The appointment of Jack Charlton, a former England player, as manager of the Republic of Ireland team had been controversial. Just over 16,000 turned up to watch Ireland play Wales in his first game in charge. Even fewer paid to see the next match against Uruguay. The FAI lost money. But Jack was already shaping a team to fit his philosophy of football. We didn’t know it then, but Ireland were going places.
***
The Irish football team had never qualified for the finals of a major international before the arrival of Charlton. Other managers had come close, but it was ‘Big Jack’ who delivered and got the team over the line for the European Championship finals in 1988. In doing so, he proved he understood his new environment better than most, although not everyone liked his approach or the style of play his team deployed.
However, my first interview ‘in which personalities from all walks of life bare their inner selves’, as the blurb puts it, hasn’t got off to a good start. And things appear to be getting worse when, at the hotel, the Ireland team’s physio miraculously materialises to cut across me and tell the receptionist that the team manager isn’t to be disturbed. Just then, over Mick Byrne’s shoulder, I spot Jack (54), looking taller than in photographs, arriving in reception.
There’s a lot hanging on this interview. In desperation, I barge past Mick to greet the man who had become a national icon following Ireland’s heroics in Germany the previous year. It was an epic adventure. The campaign, which saw Jack’s team defeat England and draw with Russia, captured the public imagination. The ecstatic homecoming celebrations staged by the people of Ireland were unprecedented and remain unsurpassed.
Watch: Jack Charlton on shedding tears at the end of his time as Ireland manager
‘Ah, there you are. Pleased to meet you,’ says Jack, fresh-faced no doubt from just having had a shower. My first thoughts are that he’s more youthful-looking than I’d believed from press and TV.
‘I’m just going in for a bit of dinner,’ he says. ‘Come in and we’ll chat.’
‘Oh, I wouldn’t interrupt a man when he’s having his dinner,’ I reply. ‘I’ll have a cup of tea out here and we can have a quick chat when you’ve finished.’
‘F**kin’ ’ell, you’ll come in and ’ave your dinner with me,’ insists Jack. New to the game, this was starting to look like an obstacle course to me. In the dining room, we join Jack’s assistant manager, Maurice Setters. As we sit down, Jack enquires, ‘Is Stan in yet?’
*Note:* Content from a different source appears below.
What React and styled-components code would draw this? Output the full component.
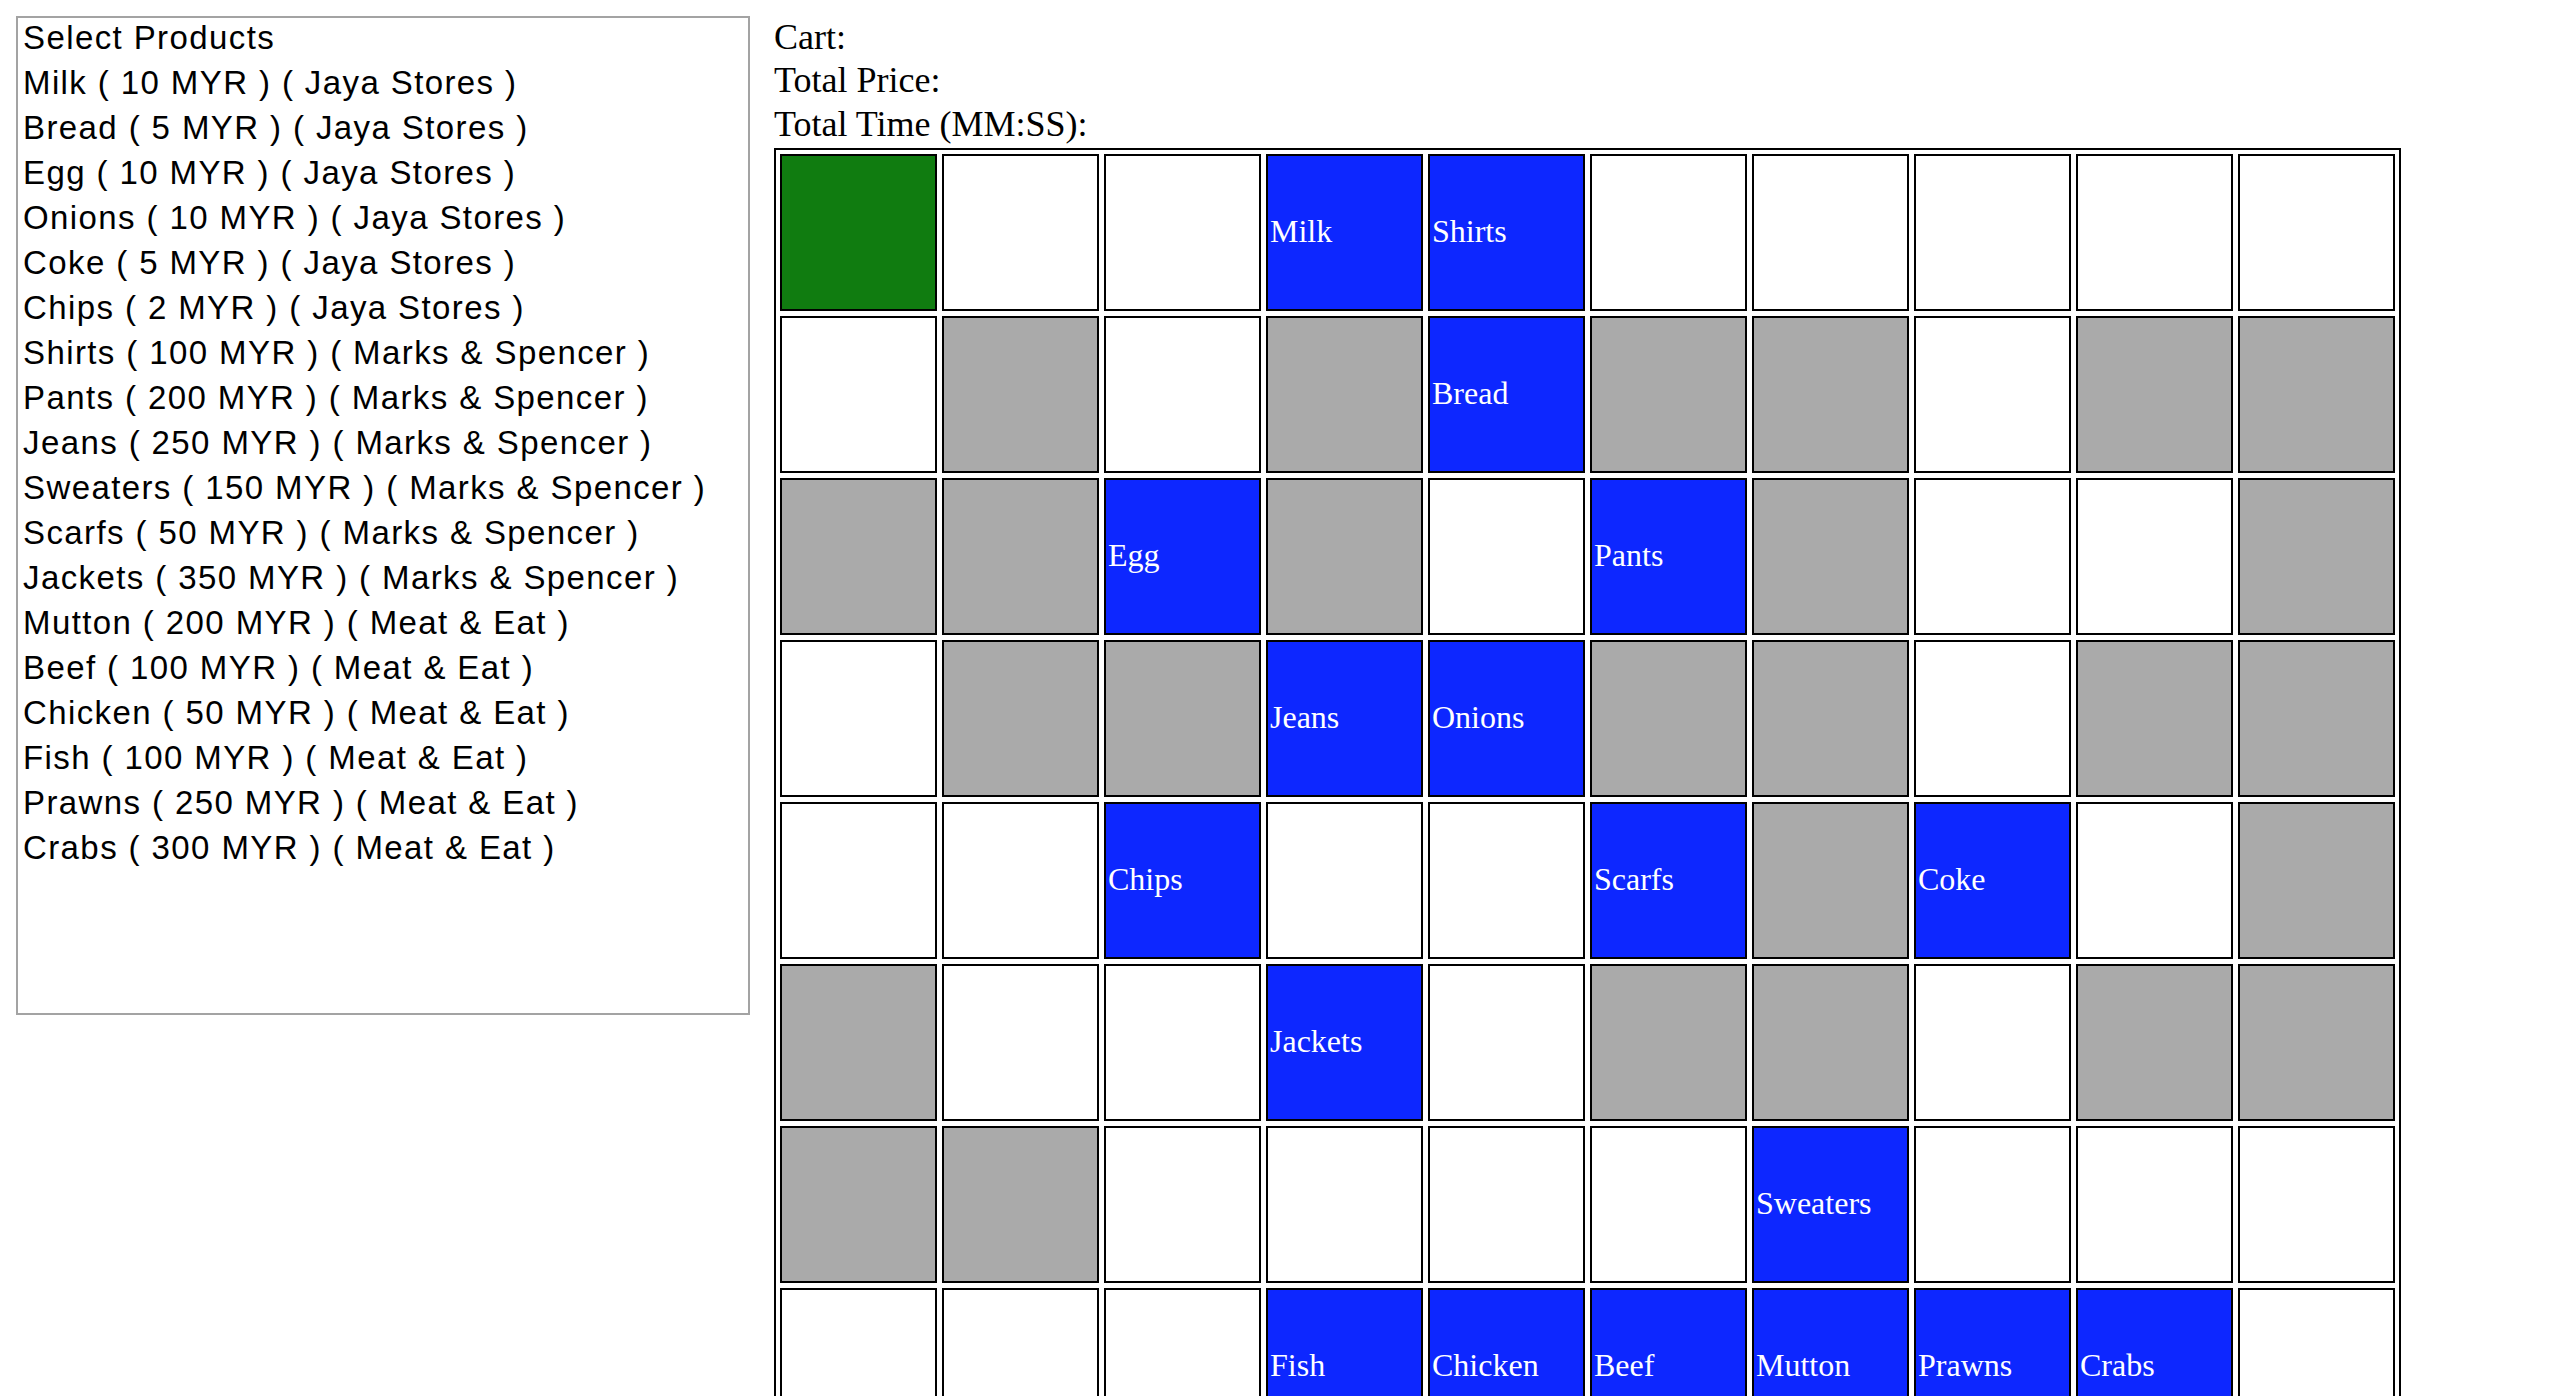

‘I don’t know boss,’ says Setters. ‘He’s in the bar,’ I venture, hastily adding, ‘drinking mineral water with his parents.’
A brief conversation follows about Steve ‘Stan’ Staunton, the young Liverpool full-back who’d made his debut for Ireland in a friendly against Tunisia a year earlier. While chatting, I recount a monstrous free-kick Staunton had taken from the Havelock Square corner in the old Lansdowne Road stadium during that match.
‘It was Yugoslavia,’ corrects Jack testily.
‘No, Tunisia,’ says I.
‘Yugoslavia.’
I haven’t even begun the first and most important journalistic interview of my career and already I’m contradicting international football’s most notoriously spiky manager. But I’m sure of my ground. I clearly recall both Charlton and Setters conferring in admiration as Staunton’s notable piledriver lofted past their dug-out heading for the opposite corner that’s closest to the Dart station. At a poorly attended match, I was sitting in prime seats behind them with my mates from The Hill pub. And I’m certain it was Tunisia because the blokes behind us were the staff from our local kebab shop. I play the diplomatic card.
‘Sorry Jack. You’re the boss. If anyone should know, it’s you.’
Charlton turns his attention to Setters. ‘Well, who was it?’
‘The lad’s right, boss.’ ‘Right,’
Jack snorts. ‘Have you got a tape recorder? Put it up on the bloody table and we’ll start.’
Ninety minutes later my tape runs out with Jack still going strong. I’ve had the time of my life.